La memoria histórica como instrumento, depurado de estereotipos y maniqueísmos,
utilizado para reivindicar la dignidad esencial del ser humano enfrentado al
caos y la miseria, real y espiritual, de aquellos tiempos convulsos de nuestra
guerra civil y su dilatada y triste
secuela. Otro aspecto sobresaliente en Muñoz Molina es su personal
estilo narrativo basado en una prosa eficaz y elegante, alejada de barroquismos
estilísticos o léxicos, poética a veces,
siempre
clara y precisa en lo descriptivo. En sus novelas, la voz narradora es
cálida y próxima buscando transmitir y compartir con el lector sus
emociones y sensaciones. A veces se
prestan a varios niveles de lectura, según el grado de complicidad que el
lector consiga establecer con el narrador, casi siempre más sugerente que
explícito, empeñado en mantener cierto grado de suspense y misterio a lo largo
del relato.
Beltenebros (1989) fue el tercer libro en
la nómina literaria de Muñoz Molina. Es una novela de serie negra, igual que El
invierno en Lisboa (1987), un gran éxito editorial, y Plenilunio
(1997). La primera frase del libro es rotunda: “Vine a Madrid para matar a
un hombre a quien no había visto nunca”
y supone un guiño a García Márquez, escritor del que se reconoce
admirador, al tiempo que establece ya desde el principio el suspense esencial
en este tipo de novelas. Es un thriller de espías y Darman es el
protagonista que nos cuenta la historia en primera persona como narrador
intradiegético, es decir, que está dentro de la historia y la narra desde la
perspectiva de su propia visión de los hechos. Ese enfoque subjetivo hace que
el lector participe de sus dudas y certezas, de sus intuiciones y errores de apreciación, a medida que
trascurre la trama argumental. No voy a dar muchos detalles de la misma pero se
desarrolla en el ambiente de una organización comunista en el exilio y sus contactos
clandestinos en el interior de la España franquista.
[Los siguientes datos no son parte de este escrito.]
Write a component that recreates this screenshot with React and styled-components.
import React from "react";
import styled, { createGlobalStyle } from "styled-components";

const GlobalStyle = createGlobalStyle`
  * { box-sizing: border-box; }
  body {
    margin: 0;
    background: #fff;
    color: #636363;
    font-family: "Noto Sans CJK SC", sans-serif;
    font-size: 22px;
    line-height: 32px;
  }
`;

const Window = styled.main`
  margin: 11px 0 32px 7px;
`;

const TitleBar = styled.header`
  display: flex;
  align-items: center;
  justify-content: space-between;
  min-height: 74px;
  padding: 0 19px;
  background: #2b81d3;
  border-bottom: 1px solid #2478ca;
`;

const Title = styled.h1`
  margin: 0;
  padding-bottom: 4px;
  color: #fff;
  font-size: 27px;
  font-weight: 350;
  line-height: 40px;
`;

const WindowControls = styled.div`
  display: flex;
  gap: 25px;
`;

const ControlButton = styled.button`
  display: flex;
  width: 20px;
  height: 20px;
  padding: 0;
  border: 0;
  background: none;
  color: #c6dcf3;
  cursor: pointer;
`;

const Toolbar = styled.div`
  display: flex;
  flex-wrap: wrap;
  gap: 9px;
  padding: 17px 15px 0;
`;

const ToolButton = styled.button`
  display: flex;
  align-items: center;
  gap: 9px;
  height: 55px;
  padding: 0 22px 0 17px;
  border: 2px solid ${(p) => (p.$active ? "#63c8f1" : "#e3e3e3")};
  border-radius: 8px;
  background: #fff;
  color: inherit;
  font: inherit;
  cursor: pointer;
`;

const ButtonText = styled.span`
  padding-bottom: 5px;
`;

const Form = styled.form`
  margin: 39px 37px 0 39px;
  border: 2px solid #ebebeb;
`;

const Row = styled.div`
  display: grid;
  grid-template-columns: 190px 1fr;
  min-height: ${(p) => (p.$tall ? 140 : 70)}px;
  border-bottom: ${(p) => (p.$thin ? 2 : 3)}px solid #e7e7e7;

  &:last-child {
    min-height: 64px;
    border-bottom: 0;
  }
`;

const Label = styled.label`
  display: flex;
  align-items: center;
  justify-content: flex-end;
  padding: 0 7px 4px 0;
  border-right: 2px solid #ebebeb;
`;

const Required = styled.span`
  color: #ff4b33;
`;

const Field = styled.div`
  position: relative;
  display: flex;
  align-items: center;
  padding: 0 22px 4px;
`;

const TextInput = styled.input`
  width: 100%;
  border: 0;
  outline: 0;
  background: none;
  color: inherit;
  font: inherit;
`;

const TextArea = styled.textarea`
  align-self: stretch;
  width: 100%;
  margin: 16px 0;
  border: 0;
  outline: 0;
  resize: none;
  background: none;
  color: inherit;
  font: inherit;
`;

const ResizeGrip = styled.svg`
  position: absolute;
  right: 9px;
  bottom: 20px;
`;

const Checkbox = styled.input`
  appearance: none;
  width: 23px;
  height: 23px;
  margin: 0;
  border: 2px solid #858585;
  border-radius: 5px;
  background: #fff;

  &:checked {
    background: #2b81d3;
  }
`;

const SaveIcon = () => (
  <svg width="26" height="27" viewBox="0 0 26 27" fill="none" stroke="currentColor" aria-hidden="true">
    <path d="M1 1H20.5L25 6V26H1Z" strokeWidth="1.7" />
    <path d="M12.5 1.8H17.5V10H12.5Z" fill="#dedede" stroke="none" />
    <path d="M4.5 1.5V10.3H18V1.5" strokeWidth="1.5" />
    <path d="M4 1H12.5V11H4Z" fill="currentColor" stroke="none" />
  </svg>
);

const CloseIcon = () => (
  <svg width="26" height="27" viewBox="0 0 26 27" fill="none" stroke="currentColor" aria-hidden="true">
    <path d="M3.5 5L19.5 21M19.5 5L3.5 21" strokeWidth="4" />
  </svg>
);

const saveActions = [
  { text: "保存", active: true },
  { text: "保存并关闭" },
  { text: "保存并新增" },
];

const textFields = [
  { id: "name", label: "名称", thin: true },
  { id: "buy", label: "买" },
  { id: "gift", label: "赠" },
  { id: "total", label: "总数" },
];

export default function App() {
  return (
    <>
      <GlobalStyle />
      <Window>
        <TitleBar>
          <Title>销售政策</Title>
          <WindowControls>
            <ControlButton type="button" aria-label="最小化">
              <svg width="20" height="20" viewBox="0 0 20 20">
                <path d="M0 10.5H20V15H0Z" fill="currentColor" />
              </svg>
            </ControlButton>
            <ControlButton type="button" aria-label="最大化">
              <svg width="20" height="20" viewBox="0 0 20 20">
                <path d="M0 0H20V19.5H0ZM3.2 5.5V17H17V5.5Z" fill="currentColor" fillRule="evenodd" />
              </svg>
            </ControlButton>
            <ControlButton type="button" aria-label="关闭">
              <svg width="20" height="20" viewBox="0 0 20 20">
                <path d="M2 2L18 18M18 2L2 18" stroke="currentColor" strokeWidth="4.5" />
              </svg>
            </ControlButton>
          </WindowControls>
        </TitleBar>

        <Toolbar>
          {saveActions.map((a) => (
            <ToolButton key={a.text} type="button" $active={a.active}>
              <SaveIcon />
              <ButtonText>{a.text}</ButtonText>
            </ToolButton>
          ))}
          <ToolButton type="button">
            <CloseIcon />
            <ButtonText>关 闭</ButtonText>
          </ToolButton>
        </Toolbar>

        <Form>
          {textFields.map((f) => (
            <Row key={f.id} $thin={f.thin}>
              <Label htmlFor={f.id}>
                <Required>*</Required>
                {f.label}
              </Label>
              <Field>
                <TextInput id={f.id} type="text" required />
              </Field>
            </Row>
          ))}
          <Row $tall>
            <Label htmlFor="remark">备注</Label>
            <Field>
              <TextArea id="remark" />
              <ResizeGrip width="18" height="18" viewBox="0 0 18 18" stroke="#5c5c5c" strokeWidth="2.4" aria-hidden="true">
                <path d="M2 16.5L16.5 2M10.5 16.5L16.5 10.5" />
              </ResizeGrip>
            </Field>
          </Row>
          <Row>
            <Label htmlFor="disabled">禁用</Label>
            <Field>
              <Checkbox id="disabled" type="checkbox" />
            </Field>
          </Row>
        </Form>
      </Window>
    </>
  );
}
Darman acude a
Madrid en la década de los años 60 para
ejecutar a un supuesto traidor a la organización. Veinte años antes, en la
inmediata posguerra, había cumplido una misión muy parecida, y desde el
principio el sicario establece un cierto
paralelismo entre ambos episodios que lo hacen dudar sobre la culpabilidad de
los acusados. Existen pues dos planos narrativos, el actual y el del pasado evocado en continuas analepsis
o saltos cronológicos, lo cual añade una cierta dificultad a la lectura en
una historia ya de por sí compleja, rica en falsas identidades y veladas
apariencias.
Lo que
impregna y trasciende todo el relato es la oscuridad del mundo de la clandestinidad, también la
oscuridad de un Madrid que apenas acababa de salir de aquella España gris de
los 50. Incluso los nombres hacen alusión a esta idea; Darman (Dark-man)
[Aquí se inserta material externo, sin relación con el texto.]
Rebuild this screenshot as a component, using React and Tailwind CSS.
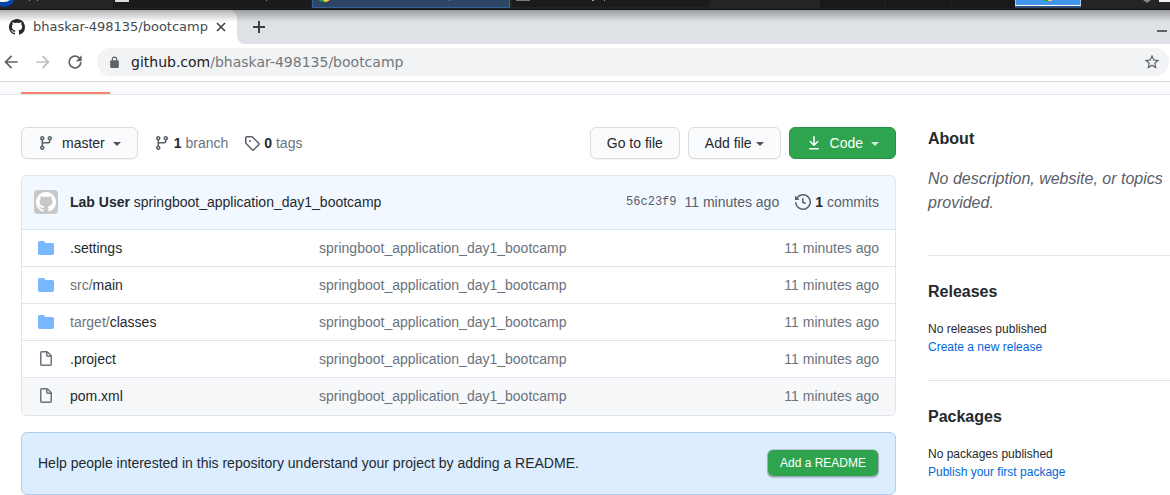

es el hombre oscuro, y el siniestro personaje que se esconde tras Beltenebros
es el Príncipe de las tinieblas. En el desenlace la oscuridad de un cine
envuelve a los personajes.
El cine y
en particular el cine negro americano es, junto al jazz, una de las aficiones
de Muñoz Molina. El homenaje al primero es muy evidente en El invierno en Lisboa y también en esta novela. El Universal
Cinema, un viejo cine de barrio se convierte aquí en el nexo común, el
epicentro ambiental del que surgen los dos planos narrativos como círculos
concéntricos. Incluso la escena de striptease en la boite Tabú
nos hace evocar una escena parecida de Rita
Hayworth en Hilda.
Quizás esta novela no sea superior a otras del escritor pero
participa de sus mejores virtudes narrativas. Tiene la suficiente dosis de
misterio y suspense para mantener la atención del lector de principio a fin. Se
le puede atribuir cierta complejidad pero es la propia de la novela negra. Y la
buena literatura siempre nos demanda un esfuerzo adicional.